▸ **THE REQUEST**
Among the lines of the listing below, retype exactly those from the one containing "Write the Vue" through the one containing "const activeTab = ref('General')", both included. Do not include pictures.

▸ **RECORDED INFORMATION**

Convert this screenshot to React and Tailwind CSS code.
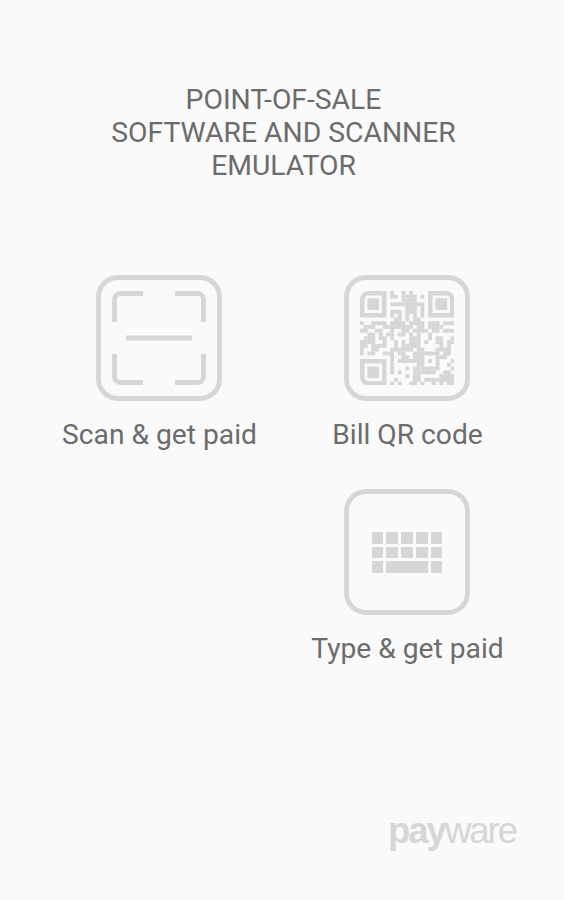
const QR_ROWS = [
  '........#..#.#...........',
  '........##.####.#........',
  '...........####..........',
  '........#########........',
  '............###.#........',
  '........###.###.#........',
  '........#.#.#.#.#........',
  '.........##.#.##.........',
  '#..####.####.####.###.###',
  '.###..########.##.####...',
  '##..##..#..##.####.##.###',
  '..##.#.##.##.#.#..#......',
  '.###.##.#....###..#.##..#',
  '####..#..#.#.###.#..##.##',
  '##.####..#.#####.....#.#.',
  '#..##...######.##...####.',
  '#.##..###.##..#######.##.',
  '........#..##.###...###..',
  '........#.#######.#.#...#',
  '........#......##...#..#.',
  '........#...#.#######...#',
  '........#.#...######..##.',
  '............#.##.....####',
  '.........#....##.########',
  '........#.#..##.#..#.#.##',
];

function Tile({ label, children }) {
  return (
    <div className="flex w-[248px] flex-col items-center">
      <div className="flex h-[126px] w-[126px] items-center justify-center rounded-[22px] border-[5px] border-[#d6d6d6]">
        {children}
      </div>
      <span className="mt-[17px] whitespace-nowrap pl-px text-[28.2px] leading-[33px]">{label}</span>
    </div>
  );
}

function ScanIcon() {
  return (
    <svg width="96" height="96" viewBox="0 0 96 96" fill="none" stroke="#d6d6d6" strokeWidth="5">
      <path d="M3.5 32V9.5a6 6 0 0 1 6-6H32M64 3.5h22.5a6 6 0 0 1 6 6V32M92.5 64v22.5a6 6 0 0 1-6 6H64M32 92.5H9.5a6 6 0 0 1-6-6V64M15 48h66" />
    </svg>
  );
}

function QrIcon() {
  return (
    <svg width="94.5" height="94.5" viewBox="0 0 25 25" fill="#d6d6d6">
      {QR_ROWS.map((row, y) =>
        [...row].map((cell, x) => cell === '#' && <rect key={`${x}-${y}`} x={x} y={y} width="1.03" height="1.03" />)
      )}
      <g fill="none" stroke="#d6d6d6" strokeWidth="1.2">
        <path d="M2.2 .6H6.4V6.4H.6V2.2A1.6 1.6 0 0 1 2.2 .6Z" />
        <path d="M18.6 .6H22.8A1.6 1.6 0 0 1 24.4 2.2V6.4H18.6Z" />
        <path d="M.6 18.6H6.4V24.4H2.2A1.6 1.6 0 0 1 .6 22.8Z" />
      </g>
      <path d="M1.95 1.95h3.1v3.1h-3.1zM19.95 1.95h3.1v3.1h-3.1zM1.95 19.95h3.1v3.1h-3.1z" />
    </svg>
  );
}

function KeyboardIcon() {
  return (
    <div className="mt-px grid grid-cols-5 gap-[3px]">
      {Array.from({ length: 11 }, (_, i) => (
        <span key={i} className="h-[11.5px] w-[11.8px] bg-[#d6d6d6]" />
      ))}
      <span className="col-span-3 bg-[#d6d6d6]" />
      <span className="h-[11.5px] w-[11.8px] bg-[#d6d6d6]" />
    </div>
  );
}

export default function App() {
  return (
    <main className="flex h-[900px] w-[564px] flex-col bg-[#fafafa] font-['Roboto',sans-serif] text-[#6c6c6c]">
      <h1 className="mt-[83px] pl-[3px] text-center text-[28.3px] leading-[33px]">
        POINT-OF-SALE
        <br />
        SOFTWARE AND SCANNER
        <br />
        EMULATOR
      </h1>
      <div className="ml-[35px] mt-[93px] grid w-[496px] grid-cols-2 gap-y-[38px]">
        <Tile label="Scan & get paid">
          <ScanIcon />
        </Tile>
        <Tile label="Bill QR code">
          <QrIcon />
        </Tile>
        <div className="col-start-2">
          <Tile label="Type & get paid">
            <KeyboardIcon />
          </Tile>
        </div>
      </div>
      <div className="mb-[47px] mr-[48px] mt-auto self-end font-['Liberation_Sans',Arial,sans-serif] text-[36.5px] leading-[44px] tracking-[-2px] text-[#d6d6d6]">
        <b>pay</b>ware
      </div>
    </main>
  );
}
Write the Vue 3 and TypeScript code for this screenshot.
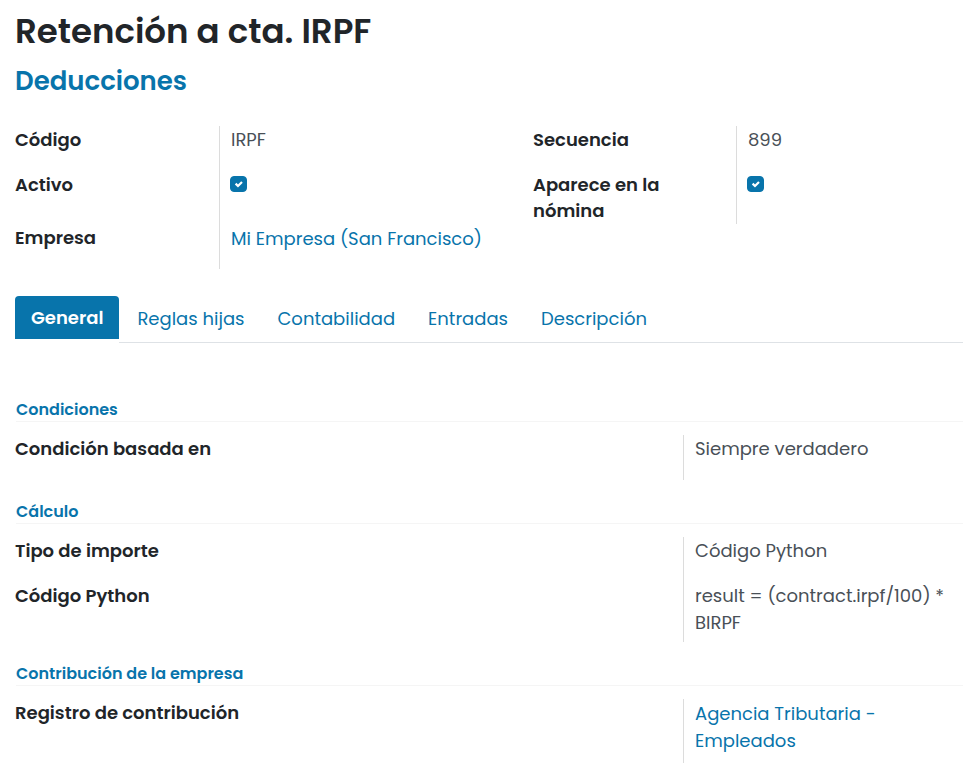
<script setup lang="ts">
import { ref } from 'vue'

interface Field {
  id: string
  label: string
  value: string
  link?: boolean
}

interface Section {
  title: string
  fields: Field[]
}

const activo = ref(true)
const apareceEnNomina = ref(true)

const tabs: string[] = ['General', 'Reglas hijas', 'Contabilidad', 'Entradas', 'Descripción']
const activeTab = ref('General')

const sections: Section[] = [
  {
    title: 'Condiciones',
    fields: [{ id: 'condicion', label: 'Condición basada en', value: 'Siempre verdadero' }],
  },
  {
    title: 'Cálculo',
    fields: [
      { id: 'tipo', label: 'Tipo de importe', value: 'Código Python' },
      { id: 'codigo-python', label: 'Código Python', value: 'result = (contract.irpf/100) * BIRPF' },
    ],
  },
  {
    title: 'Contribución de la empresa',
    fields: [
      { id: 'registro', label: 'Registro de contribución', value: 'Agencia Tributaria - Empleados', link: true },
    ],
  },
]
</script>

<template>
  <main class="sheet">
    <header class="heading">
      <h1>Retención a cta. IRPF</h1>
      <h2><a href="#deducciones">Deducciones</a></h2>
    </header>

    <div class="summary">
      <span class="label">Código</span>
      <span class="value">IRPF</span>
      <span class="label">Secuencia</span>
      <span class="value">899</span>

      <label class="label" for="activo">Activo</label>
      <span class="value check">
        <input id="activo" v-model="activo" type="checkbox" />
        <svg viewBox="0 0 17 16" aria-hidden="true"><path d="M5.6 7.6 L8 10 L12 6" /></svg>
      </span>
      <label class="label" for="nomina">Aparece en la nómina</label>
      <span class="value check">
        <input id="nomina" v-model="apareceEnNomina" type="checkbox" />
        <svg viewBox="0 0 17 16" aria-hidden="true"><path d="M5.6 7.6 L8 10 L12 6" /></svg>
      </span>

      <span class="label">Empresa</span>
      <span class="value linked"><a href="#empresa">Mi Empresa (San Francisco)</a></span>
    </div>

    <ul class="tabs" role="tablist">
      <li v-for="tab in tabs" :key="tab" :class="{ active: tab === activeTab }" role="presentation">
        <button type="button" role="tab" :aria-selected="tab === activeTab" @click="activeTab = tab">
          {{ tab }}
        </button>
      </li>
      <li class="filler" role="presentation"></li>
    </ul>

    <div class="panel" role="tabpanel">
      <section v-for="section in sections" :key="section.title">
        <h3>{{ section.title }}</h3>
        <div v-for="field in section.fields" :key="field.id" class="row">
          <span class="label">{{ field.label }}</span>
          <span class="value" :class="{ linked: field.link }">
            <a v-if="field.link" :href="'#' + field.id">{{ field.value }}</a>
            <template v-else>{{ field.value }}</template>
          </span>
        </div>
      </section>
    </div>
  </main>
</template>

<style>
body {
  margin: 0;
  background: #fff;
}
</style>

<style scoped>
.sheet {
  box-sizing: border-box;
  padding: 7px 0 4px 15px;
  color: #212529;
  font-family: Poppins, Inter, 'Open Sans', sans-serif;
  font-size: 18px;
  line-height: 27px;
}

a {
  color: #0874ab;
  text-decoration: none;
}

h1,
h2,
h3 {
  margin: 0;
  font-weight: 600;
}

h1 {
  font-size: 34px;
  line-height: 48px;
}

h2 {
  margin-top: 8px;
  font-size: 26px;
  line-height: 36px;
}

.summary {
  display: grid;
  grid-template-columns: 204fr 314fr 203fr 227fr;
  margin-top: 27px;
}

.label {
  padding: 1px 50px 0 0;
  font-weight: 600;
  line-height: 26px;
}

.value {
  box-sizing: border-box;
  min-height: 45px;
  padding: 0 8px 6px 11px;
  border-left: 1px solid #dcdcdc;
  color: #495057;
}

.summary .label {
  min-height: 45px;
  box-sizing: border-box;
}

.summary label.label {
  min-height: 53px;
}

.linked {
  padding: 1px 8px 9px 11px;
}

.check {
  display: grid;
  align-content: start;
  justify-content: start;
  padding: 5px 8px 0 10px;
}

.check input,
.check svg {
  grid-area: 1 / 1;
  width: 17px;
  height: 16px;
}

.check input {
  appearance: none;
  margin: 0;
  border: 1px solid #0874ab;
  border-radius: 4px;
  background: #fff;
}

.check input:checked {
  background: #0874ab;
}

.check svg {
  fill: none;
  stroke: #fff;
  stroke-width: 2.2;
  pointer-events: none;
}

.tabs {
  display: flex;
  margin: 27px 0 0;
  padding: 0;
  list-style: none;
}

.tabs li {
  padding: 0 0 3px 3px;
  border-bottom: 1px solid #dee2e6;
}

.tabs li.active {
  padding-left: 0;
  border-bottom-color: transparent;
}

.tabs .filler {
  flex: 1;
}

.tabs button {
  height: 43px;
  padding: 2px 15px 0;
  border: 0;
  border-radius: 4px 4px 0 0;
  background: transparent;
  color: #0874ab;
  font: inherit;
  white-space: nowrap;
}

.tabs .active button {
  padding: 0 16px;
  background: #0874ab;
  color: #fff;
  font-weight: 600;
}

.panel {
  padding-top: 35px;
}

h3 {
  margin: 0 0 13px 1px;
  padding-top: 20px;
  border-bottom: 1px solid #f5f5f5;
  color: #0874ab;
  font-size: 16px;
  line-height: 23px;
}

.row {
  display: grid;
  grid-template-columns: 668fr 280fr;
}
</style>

▸ **SOLUTION**
Write the Vue 3 and TypeScript code for this screenshot.
<script setup lang="ts">
import { ref } from 'vue'

interface Field {
  id: string
  label: string
  value: string
  link?: boolean
}

interface Section {
  title: string
  fields: Field[]
}

const activo = ref(true)
const apareceEnNomina = ref(true)

const tabs: string[] = ['General', 'Reglas hijas', 'Contabilidad', 'Entradas', 'Descripción']
const activeTab = ref('General')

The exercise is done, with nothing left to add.